Task brief: Below are entries. Pull out all lines containing "this".

Given data:
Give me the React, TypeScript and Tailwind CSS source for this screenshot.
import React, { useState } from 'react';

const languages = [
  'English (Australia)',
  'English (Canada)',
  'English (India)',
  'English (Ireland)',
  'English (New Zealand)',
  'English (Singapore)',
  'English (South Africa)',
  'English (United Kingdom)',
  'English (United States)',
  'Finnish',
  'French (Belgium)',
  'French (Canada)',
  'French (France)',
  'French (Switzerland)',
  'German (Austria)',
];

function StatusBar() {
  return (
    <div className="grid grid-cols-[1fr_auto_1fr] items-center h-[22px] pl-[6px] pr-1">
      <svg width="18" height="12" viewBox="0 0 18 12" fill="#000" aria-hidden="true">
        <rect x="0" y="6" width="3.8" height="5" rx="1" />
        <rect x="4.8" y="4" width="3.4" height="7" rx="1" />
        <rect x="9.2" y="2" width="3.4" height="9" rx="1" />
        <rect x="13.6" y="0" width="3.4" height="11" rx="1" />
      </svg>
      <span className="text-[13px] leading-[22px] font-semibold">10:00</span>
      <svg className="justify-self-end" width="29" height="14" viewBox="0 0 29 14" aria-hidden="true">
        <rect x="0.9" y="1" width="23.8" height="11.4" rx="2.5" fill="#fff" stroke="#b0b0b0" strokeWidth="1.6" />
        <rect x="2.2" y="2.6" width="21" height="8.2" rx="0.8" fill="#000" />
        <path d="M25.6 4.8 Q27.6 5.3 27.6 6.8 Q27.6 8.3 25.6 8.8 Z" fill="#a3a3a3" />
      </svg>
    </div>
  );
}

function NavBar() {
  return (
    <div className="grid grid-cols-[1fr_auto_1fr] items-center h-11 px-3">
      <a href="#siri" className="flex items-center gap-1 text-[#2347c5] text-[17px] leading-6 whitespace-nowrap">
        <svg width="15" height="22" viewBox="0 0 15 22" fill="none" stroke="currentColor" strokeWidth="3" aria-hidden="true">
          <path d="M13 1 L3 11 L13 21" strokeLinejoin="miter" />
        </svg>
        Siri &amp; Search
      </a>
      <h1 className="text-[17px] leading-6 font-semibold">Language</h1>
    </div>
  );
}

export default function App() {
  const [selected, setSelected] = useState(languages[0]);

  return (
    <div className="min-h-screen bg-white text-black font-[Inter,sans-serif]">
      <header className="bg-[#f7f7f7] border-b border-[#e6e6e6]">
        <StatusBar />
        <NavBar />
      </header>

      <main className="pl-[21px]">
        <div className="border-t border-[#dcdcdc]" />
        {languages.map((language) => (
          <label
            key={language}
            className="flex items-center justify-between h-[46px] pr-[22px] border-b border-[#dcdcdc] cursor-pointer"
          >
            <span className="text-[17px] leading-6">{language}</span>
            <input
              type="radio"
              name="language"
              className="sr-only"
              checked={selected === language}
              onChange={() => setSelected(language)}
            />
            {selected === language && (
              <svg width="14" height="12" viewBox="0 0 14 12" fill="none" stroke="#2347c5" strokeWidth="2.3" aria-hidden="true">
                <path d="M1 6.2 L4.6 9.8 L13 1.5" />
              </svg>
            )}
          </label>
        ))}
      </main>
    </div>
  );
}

...

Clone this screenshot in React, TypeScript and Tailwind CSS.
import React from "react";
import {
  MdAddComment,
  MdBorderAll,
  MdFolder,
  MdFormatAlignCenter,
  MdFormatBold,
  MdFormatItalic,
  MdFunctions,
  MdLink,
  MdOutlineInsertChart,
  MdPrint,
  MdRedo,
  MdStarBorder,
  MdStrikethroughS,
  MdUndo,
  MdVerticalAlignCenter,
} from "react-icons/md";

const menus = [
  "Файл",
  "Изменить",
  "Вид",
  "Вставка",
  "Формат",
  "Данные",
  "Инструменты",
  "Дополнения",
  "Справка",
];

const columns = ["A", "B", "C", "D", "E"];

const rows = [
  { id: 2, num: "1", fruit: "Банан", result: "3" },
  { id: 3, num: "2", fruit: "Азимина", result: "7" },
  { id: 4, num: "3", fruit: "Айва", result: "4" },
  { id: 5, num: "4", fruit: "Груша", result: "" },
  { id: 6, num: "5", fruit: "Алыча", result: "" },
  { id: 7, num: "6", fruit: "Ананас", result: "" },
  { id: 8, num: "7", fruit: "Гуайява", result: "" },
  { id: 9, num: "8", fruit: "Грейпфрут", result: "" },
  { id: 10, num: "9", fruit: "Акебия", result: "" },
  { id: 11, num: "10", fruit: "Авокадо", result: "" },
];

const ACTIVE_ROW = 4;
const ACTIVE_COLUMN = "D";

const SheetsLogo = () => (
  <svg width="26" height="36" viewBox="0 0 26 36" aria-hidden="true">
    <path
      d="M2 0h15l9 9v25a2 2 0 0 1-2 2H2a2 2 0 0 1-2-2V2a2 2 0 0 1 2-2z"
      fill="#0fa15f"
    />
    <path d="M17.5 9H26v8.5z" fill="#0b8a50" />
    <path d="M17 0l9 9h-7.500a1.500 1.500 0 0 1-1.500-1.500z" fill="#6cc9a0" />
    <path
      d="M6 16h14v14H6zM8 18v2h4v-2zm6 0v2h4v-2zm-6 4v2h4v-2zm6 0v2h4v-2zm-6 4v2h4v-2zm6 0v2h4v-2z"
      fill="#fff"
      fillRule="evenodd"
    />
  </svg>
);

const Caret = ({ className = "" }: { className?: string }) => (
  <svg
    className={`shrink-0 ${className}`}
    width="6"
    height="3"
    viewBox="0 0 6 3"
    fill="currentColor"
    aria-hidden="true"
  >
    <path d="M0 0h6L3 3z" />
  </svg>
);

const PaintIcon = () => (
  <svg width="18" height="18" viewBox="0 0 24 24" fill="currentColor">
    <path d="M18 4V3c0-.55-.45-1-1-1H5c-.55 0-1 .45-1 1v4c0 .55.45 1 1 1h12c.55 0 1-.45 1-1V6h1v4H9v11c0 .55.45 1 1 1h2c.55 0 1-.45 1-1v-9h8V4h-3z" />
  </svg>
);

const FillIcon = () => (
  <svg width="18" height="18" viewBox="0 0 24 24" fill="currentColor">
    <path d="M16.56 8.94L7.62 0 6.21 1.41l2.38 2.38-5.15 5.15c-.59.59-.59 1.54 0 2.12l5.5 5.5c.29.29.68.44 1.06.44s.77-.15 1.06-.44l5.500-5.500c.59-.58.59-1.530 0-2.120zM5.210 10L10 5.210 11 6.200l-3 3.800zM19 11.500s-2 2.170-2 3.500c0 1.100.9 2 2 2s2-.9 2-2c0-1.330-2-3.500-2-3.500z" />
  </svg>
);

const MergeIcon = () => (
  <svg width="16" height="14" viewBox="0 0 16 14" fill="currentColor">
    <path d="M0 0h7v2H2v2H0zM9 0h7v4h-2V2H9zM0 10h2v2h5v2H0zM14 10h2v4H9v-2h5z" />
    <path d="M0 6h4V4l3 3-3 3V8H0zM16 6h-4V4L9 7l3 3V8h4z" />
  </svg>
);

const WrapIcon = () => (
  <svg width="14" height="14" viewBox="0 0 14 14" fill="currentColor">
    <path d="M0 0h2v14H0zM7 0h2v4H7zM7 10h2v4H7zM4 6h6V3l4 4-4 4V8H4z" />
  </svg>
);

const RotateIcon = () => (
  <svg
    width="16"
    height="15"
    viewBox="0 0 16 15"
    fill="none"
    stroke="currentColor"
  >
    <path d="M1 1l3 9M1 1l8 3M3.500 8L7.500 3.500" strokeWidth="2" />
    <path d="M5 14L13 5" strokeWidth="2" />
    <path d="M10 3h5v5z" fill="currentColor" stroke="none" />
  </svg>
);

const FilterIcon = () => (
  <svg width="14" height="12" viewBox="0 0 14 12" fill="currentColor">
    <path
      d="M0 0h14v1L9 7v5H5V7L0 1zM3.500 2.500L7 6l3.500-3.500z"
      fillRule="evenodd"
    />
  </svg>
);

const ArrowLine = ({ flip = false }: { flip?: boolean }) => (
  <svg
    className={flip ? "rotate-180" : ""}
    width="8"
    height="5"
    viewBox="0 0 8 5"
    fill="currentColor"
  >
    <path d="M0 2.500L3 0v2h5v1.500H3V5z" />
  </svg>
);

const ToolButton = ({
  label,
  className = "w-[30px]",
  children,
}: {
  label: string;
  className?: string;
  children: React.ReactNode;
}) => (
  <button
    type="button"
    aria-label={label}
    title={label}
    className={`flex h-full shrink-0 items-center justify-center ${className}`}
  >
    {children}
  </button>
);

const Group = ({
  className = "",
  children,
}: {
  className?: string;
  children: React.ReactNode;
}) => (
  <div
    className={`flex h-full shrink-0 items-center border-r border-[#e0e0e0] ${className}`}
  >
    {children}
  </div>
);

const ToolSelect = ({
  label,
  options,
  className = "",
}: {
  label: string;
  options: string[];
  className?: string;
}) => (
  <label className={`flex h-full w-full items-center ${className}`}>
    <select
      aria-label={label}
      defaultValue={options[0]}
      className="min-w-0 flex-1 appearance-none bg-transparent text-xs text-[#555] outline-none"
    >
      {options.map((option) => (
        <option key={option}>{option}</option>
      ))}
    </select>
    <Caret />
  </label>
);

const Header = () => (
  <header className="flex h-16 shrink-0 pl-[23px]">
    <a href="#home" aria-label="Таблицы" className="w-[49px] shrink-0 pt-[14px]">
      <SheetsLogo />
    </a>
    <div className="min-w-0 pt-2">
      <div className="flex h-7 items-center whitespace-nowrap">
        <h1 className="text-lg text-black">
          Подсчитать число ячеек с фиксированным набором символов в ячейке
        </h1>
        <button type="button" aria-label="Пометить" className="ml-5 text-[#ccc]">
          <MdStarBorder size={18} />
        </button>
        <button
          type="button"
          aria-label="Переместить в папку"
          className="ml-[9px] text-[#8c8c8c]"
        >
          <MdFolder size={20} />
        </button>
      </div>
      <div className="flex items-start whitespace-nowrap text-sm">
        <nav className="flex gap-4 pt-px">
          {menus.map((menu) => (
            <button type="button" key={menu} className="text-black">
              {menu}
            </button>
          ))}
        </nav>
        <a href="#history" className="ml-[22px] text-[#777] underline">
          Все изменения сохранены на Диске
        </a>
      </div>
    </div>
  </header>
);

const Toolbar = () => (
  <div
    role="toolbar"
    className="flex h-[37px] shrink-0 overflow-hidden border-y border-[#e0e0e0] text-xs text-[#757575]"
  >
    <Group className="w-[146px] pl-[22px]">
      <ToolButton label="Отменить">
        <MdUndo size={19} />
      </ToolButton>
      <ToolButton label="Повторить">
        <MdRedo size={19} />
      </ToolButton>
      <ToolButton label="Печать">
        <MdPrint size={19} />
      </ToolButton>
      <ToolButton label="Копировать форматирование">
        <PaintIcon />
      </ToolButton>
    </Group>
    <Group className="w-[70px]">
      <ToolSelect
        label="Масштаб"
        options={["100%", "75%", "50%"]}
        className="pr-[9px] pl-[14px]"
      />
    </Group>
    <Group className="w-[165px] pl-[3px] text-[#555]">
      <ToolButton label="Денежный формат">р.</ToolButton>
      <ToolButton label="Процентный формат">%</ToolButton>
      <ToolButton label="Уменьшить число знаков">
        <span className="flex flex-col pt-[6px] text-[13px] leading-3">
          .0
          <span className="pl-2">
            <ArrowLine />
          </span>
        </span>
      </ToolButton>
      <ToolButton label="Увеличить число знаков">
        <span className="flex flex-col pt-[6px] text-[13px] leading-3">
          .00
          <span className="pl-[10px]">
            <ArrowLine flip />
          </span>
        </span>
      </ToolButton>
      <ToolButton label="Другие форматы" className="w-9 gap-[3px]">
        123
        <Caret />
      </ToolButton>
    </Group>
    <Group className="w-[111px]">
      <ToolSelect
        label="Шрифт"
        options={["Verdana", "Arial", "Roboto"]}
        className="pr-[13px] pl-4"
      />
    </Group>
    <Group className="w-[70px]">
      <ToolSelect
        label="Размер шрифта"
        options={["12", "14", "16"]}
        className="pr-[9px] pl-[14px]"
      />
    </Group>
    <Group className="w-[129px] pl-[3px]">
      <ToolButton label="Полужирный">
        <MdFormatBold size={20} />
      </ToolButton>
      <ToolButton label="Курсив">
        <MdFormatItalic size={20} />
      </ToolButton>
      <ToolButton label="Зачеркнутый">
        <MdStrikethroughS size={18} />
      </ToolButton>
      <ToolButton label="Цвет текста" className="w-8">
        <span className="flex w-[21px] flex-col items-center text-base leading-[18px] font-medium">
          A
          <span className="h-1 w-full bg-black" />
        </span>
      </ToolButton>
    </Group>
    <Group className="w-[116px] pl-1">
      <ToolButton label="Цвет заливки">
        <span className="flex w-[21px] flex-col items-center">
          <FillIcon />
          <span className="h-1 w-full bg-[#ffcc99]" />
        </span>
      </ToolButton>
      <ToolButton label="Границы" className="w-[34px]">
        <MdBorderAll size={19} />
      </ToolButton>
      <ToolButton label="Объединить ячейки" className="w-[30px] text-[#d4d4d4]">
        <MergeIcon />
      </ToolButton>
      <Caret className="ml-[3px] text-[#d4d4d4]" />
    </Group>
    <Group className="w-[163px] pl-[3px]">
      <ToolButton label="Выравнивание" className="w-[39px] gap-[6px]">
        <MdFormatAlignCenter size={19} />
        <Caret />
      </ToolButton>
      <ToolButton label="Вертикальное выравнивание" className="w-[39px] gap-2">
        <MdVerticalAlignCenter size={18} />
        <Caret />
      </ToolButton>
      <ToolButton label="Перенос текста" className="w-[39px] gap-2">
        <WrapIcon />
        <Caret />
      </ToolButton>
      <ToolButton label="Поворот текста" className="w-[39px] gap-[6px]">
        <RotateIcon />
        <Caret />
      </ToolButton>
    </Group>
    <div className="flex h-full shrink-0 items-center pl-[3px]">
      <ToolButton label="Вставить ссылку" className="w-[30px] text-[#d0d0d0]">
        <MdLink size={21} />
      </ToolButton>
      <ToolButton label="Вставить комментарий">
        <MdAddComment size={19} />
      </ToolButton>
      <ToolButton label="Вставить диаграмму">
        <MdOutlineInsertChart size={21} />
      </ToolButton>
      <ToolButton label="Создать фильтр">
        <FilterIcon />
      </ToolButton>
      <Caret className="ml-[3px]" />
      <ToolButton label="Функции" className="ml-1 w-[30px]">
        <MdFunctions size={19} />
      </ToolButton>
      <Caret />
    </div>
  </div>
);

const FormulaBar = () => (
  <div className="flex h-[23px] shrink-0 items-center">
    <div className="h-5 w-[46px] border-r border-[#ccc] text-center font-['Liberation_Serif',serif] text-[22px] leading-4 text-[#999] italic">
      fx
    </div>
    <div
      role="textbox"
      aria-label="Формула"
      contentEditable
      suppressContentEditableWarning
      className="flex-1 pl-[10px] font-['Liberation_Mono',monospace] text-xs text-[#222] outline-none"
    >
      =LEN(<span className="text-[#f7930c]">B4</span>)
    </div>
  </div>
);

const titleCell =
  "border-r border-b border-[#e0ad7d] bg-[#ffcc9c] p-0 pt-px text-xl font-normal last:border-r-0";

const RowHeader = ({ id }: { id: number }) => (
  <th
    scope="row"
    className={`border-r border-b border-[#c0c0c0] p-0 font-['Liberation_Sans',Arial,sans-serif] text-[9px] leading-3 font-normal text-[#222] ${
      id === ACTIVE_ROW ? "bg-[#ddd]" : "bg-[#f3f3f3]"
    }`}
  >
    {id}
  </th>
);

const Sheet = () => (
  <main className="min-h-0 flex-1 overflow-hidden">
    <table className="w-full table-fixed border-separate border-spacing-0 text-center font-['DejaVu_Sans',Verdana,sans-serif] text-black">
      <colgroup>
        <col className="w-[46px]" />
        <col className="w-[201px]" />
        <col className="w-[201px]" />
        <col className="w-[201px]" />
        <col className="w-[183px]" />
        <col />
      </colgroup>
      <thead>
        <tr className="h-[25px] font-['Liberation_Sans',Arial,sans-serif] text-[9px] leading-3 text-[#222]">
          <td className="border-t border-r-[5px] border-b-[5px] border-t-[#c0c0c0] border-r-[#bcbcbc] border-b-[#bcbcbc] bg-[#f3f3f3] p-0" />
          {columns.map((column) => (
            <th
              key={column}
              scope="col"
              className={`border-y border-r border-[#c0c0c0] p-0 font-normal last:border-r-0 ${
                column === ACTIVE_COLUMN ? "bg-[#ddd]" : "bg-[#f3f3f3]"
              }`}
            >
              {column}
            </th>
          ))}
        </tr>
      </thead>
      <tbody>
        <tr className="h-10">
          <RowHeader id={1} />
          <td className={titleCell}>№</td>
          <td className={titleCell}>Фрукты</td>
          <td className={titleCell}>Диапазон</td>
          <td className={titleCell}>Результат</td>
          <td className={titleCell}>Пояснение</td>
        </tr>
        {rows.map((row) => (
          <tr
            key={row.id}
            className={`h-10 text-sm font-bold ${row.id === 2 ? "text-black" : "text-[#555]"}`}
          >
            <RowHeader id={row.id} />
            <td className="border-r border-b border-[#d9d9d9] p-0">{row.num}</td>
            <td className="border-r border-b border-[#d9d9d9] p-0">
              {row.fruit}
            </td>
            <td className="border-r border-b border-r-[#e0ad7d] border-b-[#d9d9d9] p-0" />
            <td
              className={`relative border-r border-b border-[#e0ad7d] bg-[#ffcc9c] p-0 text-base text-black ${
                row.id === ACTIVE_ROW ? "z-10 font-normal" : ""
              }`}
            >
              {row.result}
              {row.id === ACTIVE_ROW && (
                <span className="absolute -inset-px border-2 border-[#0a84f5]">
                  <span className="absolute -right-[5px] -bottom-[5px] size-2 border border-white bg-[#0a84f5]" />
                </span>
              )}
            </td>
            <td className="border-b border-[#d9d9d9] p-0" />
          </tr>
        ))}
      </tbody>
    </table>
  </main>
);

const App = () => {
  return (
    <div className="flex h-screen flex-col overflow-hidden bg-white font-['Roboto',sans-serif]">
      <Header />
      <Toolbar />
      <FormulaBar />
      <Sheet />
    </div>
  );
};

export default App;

Correct result:
Give me the React, TypeScript and Tailwind CSS source for this screenshot.
Clone this screenshot in React, TypeScript and Tailwind CSS.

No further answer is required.